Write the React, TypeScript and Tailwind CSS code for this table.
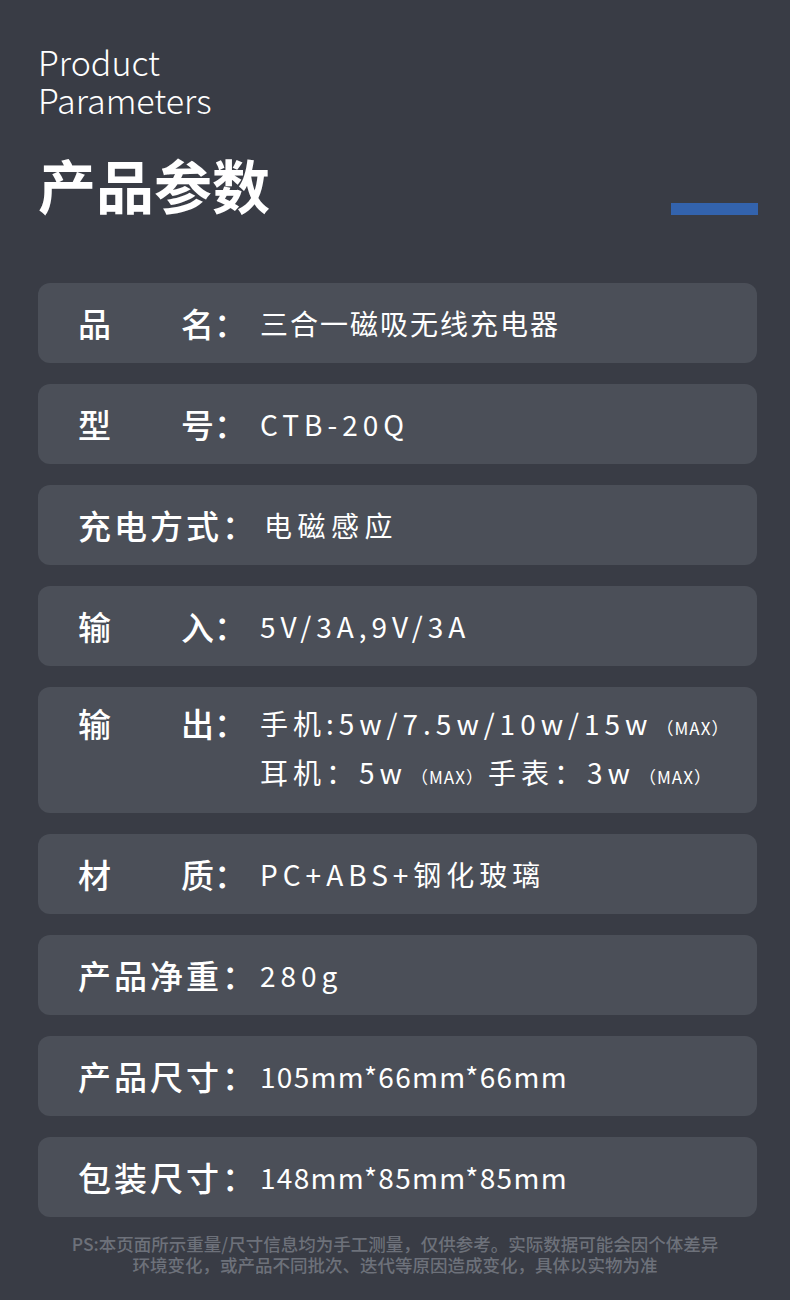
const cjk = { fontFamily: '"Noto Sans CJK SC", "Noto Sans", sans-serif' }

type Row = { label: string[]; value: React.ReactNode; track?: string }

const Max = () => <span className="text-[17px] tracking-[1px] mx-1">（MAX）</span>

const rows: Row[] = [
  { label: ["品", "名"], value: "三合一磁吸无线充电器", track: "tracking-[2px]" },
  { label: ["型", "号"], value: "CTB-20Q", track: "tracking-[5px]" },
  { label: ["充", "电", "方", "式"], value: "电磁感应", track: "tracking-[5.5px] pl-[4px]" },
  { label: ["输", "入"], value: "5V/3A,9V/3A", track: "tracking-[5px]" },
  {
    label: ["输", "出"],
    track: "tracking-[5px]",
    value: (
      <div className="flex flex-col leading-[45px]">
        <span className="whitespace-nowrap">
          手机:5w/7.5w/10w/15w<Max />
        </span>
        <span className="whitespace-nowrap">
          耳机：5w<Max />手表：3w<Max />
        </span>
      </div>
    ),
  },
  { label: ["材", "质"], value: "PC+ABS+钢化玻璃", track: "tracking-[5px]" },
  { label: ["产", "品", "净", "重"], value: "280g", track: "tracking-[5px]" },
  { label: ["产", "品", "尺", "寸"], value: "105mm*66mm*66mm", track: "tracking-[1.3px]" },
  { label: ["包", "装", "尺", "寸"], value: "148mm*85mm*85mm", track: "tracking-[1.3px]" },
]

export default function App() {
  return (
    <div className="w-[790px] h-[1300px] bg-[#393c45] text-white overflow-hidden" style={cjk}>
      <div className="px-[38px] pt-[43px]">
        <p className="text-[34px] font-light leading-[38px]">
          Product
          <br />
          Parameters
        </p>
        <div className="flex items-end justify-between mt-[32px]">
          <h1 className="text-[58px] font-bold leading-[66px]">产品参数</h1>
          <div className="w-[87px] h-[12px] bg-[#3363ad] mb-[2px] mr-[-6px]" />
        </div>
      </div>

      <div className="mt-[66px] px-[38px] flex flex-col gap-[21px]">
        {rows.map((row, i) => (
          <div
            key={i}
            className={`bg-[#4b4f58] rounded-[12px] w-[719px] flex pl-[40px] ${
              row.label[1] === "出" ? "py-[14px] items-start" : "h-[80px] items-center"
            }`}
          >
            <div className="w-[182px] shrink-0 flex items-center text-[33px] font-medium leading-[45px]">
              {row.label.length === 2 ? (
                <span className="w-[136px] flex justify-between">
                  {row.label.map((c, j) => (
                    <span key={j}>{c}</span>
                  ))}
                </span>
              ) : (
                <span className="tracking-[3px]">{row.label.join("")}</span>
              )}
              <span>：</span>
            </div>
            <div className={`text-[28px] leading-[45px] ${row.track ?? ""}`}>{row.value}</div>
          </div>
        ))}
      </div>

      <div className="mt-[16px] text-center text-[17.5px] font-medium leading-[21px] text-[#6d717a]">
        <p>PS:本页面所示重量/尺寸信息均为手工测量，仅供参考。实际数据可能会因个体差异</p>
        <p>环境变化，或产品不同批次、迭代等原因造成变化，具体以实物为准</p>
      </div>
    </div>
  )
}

################

■ **Exercise instructions**
Only the lines from the start of the material through the line containing "const Max = ()" should be transcribed. Pictures stay out.

■ **Solution**
Write the React, TypeScript and Tailwind CSS code for this table.
const cjk = { fontFamily: '"Noto Sans CJK SC", "Noto Sans", sans-serif' }

type Row = { label: string[]; value: React.ReactNode; track?: string }

const Max = () => <span className="text-[17px] tracking-[1px] mx-1">（MAX）</span>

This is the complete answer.